В высочайшем рескрипте на имя Воронцова, полученном в Севастополе 6 августа 1830 года, было сказано: «Печальные события, совершившиеся в Севастополе, показывают необходимость привести наконец предположение, чтобы чины морского ведомства не имели в сем городе собственных домов, также принять и другие меры для истребления духа своеволия и непокорности, столь неожиданно оказавшегося на самом деле. Убедившись сим, я приказал адмиралу Грейгу всех женатых нижних чинов, находящихся в Севастополе, равно и имеющих там собственные дома, перевести в Херсон, а вам вместе с сим поручаю: женам их и всем прочим женщинам, живущим в так называемых слободах, выдать паспорта и выслать из Севастополя, куда кто пожелает, слободки же уничтожить совершенно…»
В исполнение царского указа майор Локателли занимался очищением Севастополя от мятежной заразы.

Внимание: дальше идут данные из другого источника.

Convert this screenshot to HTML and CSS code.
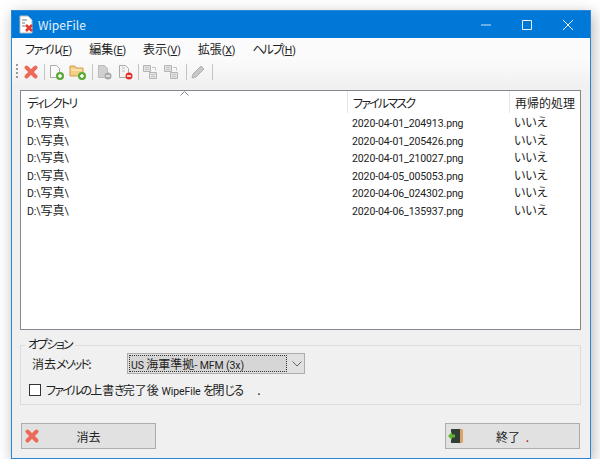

Теперь путь севастопольцев был страшнее дороги на Павловский мыс. Мастеровых и флотских гнали в Архангельск. Указ гласил: «Всех людей 17-го и 18-го рабочих экипажей, которые не признаны виновными по делу о возмущении, отправить вместе с офицерами в Архангельск. Равным образом отправить в Архангельск всех женатых нижних чинов флотских и других морских команд, находящихся в Севастополе… Жен их отправить в Архангельск особо с паспортами, не дозволяя следовать с мужьями, выдавши на дорогу до Архангельска по 10 рублей. Детей до 8 лет оставить при матерях, а старее в кантонисты, в распоряжение графа Витта». В добавление к этому указу все, невзирая на возраст, женщины Корабельной и Артиллерийской слобод должны были немедленно покинуть Севастополь, отправившись куда угодно за его пределы. Этим не выдавалось никаких пособий.
Женщинам было сказано, что они могут поступать на работу в любом месте Таврической губернии, кроме Севастополя и Балаклавы. В то же время Воронцов запретил поселянам Таврической области брать к себе в дом на работу высланных из Севастополя.
Очевидец изгнания женщин и детей пишет, что «невозможно без трепета вспомнить о сем плачевном событии, когда рыдание матерей в рубище и вопль полунагих детей и даже грудных младенцев, изгоняемых из хижин своих среди ужасной нищеты и изнурения, в ненастное осеннее время на явную гибель, раздирали горестно сердце человека…»
Матросы, возвращавшиеся в Севастополь из плаваний, «с горестью увидели одни лишь опустошенные и разоренные свои хижины, не найдя в них ни жен, ни детей, осужденных к изгнанию… Теперь они влачат бесприютное существование».
Такова была расправа, и Воронцов сыграл в ней роль зловещую.